The HTTP client implementation needs to conform to the BaseHttpClient interface. For a rough idea on how it might look, see a skeleton implementation that uses the standard fetch interface:

import type {
    BaseHttpClient,
    HttpRequest,
    HttpResponse,
    RedirectHandler,
    ResponseTypes,
    StreamingHttpResponse,
} from '@crawlee/core';
import { Readable } from 'node:stream';

class CustomHttpClient implements BaseHttpClient {
    async sendRequest<TResponseType extends keyof ResponseTypes = 'text'>(
        request: HttpRequest<TResponseType>,
    ): Promise<HttpResponse<TResponseType>> {
        const requestHeaders = new Headers();
        for (let [headerName, headerValues] of Object.entries(request.headers ?? {})) {
            if (headerValues === undefined) {
                continue;
            }

            if (!Array.isArray(headerValues)) {
                headerValues = [headerValues];
            }

            for (const value of headerValues) {
                requestHeaders.append(headerName, value);
            }
        }

        const response = await fetch(request.url, {
            method: request.method,
            headers: requestHeaders,
            body: request.body as string, // TODO implement stream/generator handling
            signal: request.signal,
            // TODO implement the rest of request parameters (e.g., timeout, proxyUrl, cookieJar, ...)
        });

        const headers: Record<string, string> = {};

        response.headers.forEach((value, headerName) => {
            headers[headerName] = value;
        });

        return {
            complete: true,
            request,
            url: response.url,
            statusCode: response.status,
            redirectUrls: [], // TODO you need to handle redirects manually to track them
            headers,
            trailers: {}, // TODO not supported by fetch
            ip: undefined,
            body:
                request.responseType === 'text'
                    ? await response.text()
                    : request.responseType === 'json'
                      ? await response.json()
                      : Buffer.from(await response.text()),
        };
    }

    async stream(request: HttpRequest, onRedirect?: RedirectHandler): Promise<StreamingHttpResponse> {
        const fetchResponse = await fetch(request.url, {
            method: request.method,
            headers: new Headers(),
            body: request.body as string, // TODO implement stream/generator handling
            signal: request.signal,
            // TODO implement the rest of request parameters (e.g., timeout, proxyUrl, cookieJar, ...)
        });

        const headers: Record<string, string> = {}; // TODO same as in sendRequest()

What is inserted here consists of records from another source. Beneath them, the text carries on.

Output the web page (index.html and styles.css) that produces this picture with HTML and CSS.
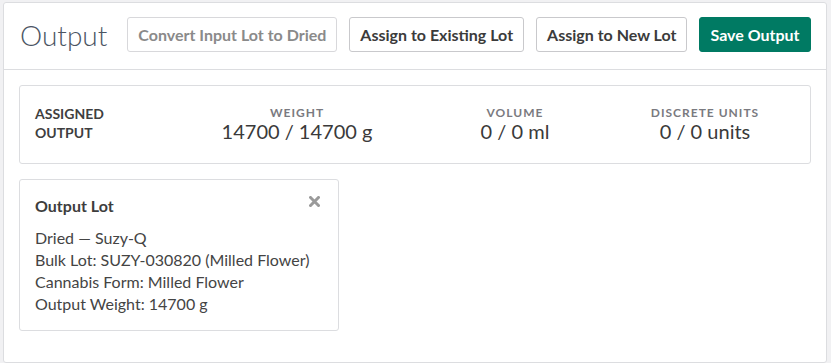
FILE: index.html
```html
<!DOCTYPE html>
<html lang="en">
<head>
  <meta charset="UTF-8" />
  <meta name="viewport" content="width=device-width, initial-scale=1.0" />
  <title>Output</title>
  <link rel="stylesheet" href="styles.css">
</head>
<body>
  <div class="panel">
    <div class="panel-header">
      <h1>Output</h1>
      <button class="btn btn-disabled" disabled>Convert Input Lot to Dried</button>
      <button class="btn">Assign to Existing Lot</button>
      <button class="btn">Assign to New Lot</button>
      <button class="btn btn-primary">Save Output</button>
    </div>

    <div class="panel-body">
      <div class="summary">
        <div class="summary-title">Assigned<br>Output</div>
        <div class="stat">
          <div class="stat-label">Weight</div>
          <div class="stat-value">14700 / 14700 g</div>
        </div>
        <div class="stat">
          <div class="stat-label">Volume</div>
          <div class="stat-value">0 / 0 ml</div>
        </div>
        <div class="stat">
          <div class="stat-label">Discrete Units</div>
          <div class="stat-value">0 / 0 units</div>
        </div>
      </div>

      <div class="lot-card">
        <svg class="lot-close" width="11" height="11" viewBox="0 0 11 11">
          <path d="M1.5 1.5 L9.5 9.5 M9.5 1.5 L1.5 9.5" stroke="#9a9a9a" stroke-width="3" stroke-linecap="square" />
        </svg>
        <h2>Output Lot</h2>
        <p>Dried &mdash; Suzy-Q</p>
        <p>Bulk Lot: SUZY-030820 (Milled Flower)</p>
        <p>Cannabis Form: Milled Flower</p>
        <p>Output Weight: 14700 g</p>
      </div>
    </div>
  </div>
</body>
</html>
```

FILE: styles.css
```css
body {
  font-family: Lato, 'Open Sans', sans-serif;
  background: #f1f1f3;
  color: #3d3d3d;
  margin: 2px 4px 0 3px;
}
.panel {
  background: #fff;
  border: 1px solid #dcdde0;
  border-radius: 3px;
  height: 359px;
}
.panel-header {
  display: flex;
  align-items: center;
  gap: 12px;
  height: 63px;
  padding: 0 15px 3px 16px;
  border-bottom: 1px solid #dcdde0;
}
h1 {
  font-weight: 300;
  font-size: 28px;
  color: #4b5563;
  margin: 0 8px 0 0;
}
.btn {
  font-family: Lato, sans-serif;
  font-weight: bold;
  font-size: 16px;
  color: #3b3b3b;
  background: #fff;
  border: 1px solid #c9c9cc;
  border-radius: 3px;
  height: 35px;
  padding: 0 10px;
}
.btn-disabled {
  color: #8a8a8a;
  border-color: #d8d8db;
}
.btn-primary {
  background: #007a63;
  border-color: #007a63;
  color: #fff;
}
.panel-body {
  padding: 15px 15px 0 15px;
}
.summary {
  display: grid;
  grid-template-columns: 155px 214px 222px 158px;
  align-items: center;
  height: 74px;
  padding: 0 15px 3px 15px;
  border: 1px solid #dcdde0;
  border-radius: 3px;
}
.summary-title {
  font-weight: bold;
  font-size: 14px;
  line-height: 19px;
  text-transform: uppercase;
  color: #3f3f3f;
}
.stat {
  text-align: center;
}
.stat-label {
  font-weight: bold;
  font-size: 12px;
  letter-spacing: 1px;
  text-transform: uppercase;
  color: #7a7a80;
  line-height: 15px;
}
.stat-value {
  font-size: 20px;
  line-height: 22px;
  color: #3a3a3a;
}
.lot-card {
  position: relative;
  width: 287px;
  margin-top: 15px;
  padding: 14px 16px 15px 15px;
  border: 1px solid #dcdde0;
  border-radius: 3px;
}
.lot-card h2 {
  font-size: 16px;
  font-weight: bold;
  color: #3d3d3d;
  margin: 2px 0 12px 0;
}
.lot-card p {
  font-size: 16px;
  line-height: 22px;
  margin: 0;
  color: #444;
}
.lot-close {
  position: absolute;
  top: 16px;
  right: 18px;
}
```
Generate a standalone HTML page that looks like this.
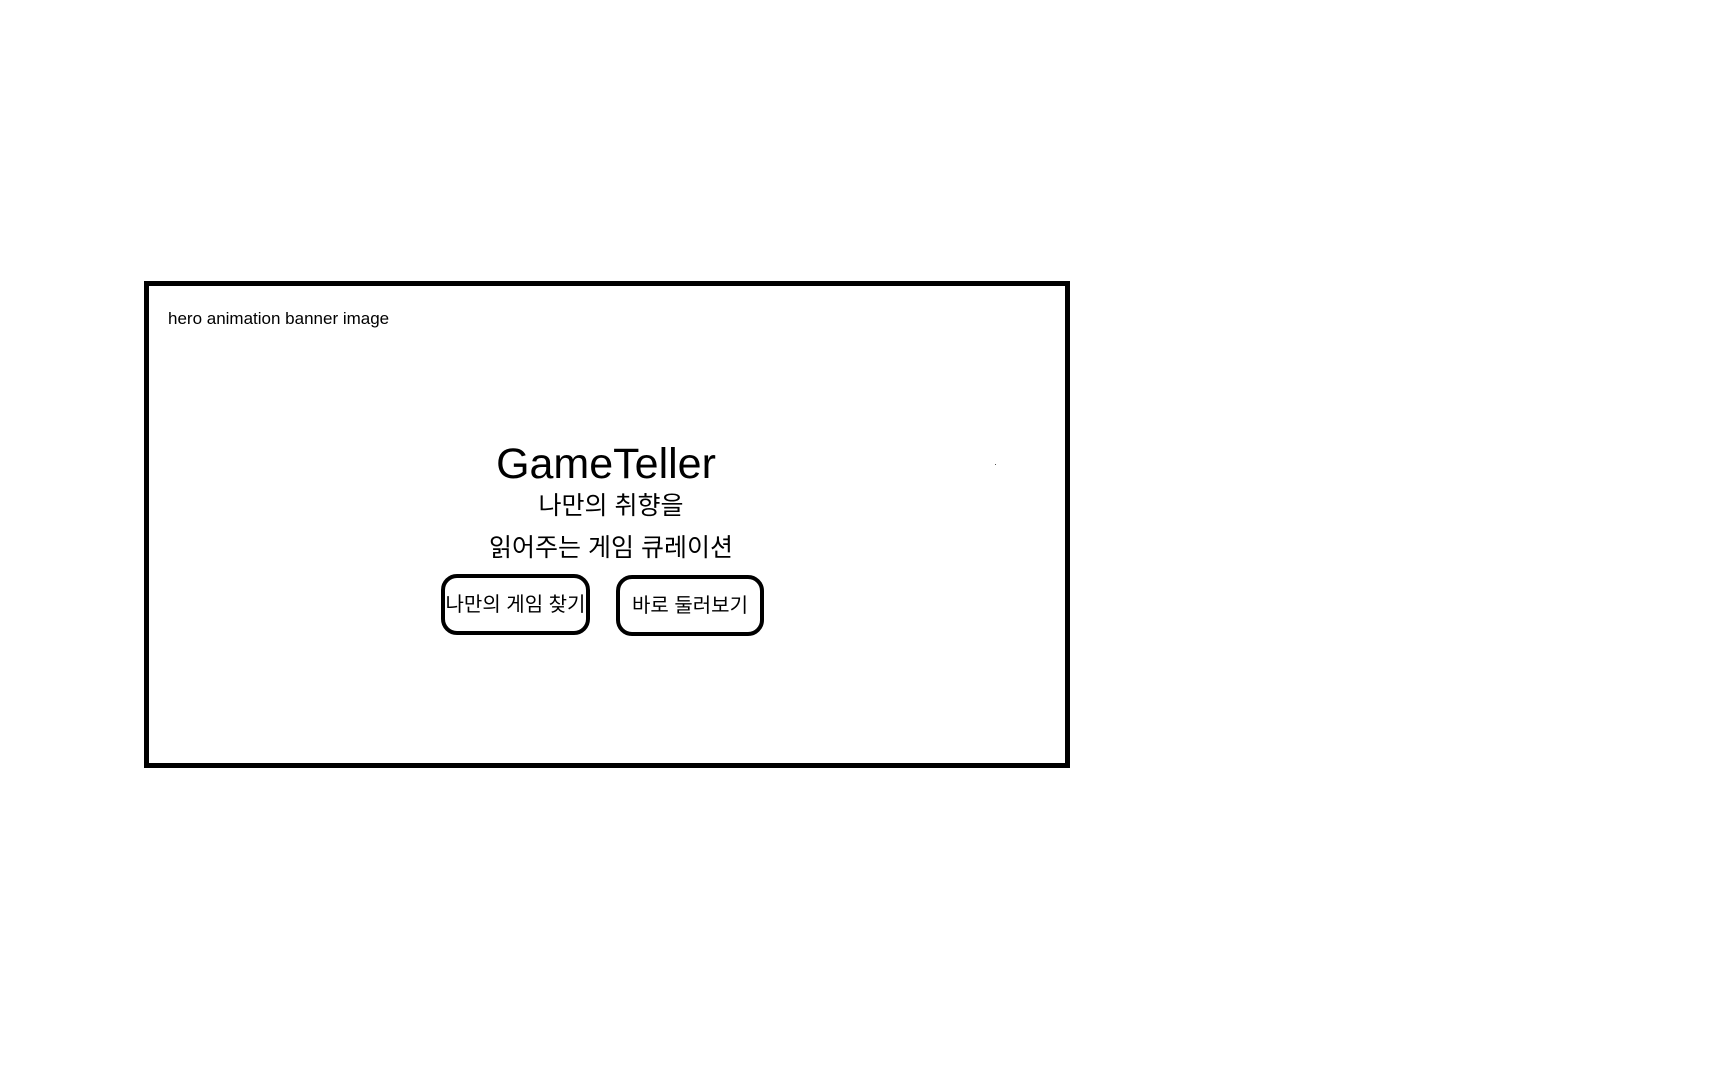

        async function* read() {
            const reader = fetchResponse.body?.getReader();

            const stream = new ReadableStream({
                start(controller) {
                    if (!reader) {
                        return null;
                    }
                    return pump();
                    function pump() {
                        return reader!.read().then(({ done, value }) => {
                            // When no more data needs to be consumed, close the stream
                            if (done) {
                                controller.close();
                                return;
                            }
                            // Enqueue the next data chunk into our target stream
                            controller.enqueue(value);
                            return pump();
                        });
                    }
                },
            });

            for await (const chunk of stream) {
                yield chunk;
            }
        }

        const response = {
            complete: false,
            request,
            url: fetchResponse.url,
            statusCode: fetchResponse.status,
            redirectUrls: [], // TODO you need to handle redirects manually to track them
            headers,
            trailers: {}, // TODO not supported by fetch
            ip: undefined,
            stream: Readable.from(read()),
            get downloadProgress() {
                return { percent: 0, transferred: 0 }; // TODO track this
            },
            get uploadProgress() {
                return { percent: 0, transferred: 0 }; // TODO track this
            },
        };

        return response;
    }
}

You may then instantiate it and pass to a crawler constructor:

const crawler = new HttpCrawler({
    httpClient: new CustomHttpClient(),
    async requestHandler() {
        /* ... */
    },
});

Please note that the interface is experimental and it will likely change with Crawlee version 4.